Para este projeto, a Junta de de Freguesia estabeleceu parceria com cinco entidades, quatro nacionais e uma internacional. Os parceiros nacionais são a PSP- 3ª Divisão Policial de Lisboa, Esquadra de Benfica, o Agrupamento de Escolas de Benfica, o Agrupamento de Escolas Quinta de Marrocos e a Associação Dignidade para os Direitos das Mulheres e das Crianças. A associação dinamarquesa Likestillingssenteret-Hamar é o parceiro internacional.
O Projeto NO! é um projeto do Programa Conciliação e Igualdade de Género, operado pela CIG. É um projeto do concurso Small Grant Scheme #2– Projetos de prevenção e estratégias de apoio a crianças e jovens na área da violência contra as mulheres e a violência doméstica, inserido no Programa Conciliação e Igualdade de Género. O objetivo é o desenvolvimento de programas de prevenção da violência doméstica e de género e, ainda, a formação de profissionais em matéria de prevenção da violência doméstica e de género.
Nos próximos dois anos, a entidade parceira da noruega vai dar formação aos técnicos do Projeto NO! para que possam atuar no terreno. Em troca, esperam exemplos de boas práticas, refere à Renascença a coordenadora do NO!, Ana Galamba.
Há grupos prioritários nesta formação para a prevenção da violência doméstica: professores e educadores de infância, auxiliares de ação educativa, agentes da PSP e crianças e jovens em contexto de vulnerabilidade social.

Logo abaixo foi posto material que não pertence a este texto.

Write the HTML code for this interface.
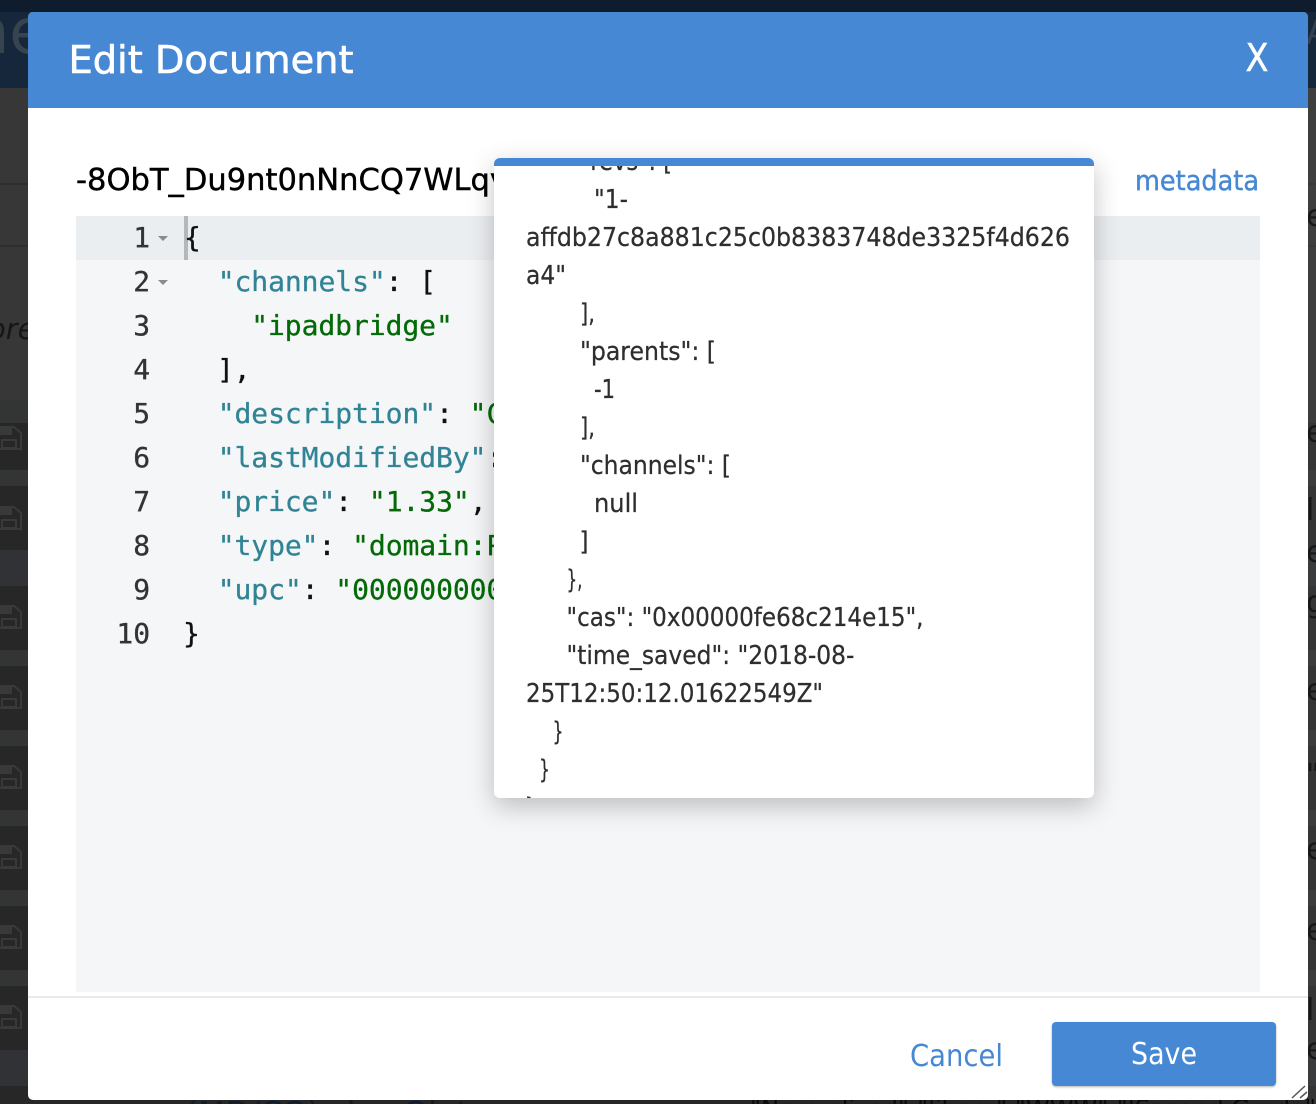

A autarca Carla Rothes frisa que na área da Junta de Freguesia há 11 mil alunos, desde a creche à Escola Superior de Comunicação Social. De forma adequada à idade, todos têm de ser sensibilizados para os riscos e para a necessidade de os denunciar, se necessário. Nomeadamente, em relação à violência no namoro.
Ana Galamba, por seu turno, espera que os futuros jornalistas também sejam sensíveis a esta temática e que tomem consciência do papel que podem ter para evitar esta situação, através dos seus trabalhos.
Além da formação, também será desenvolvido trabalho específico com as vítimas que são mulheres, em larga maioria. Mas há cada vez mais homens nessa situação. Por isso, o Projeto “NO” envolve o “empoderamento de mulheres e homens, numa perspetiva de igualdade de género”, refere a sua coordenadora.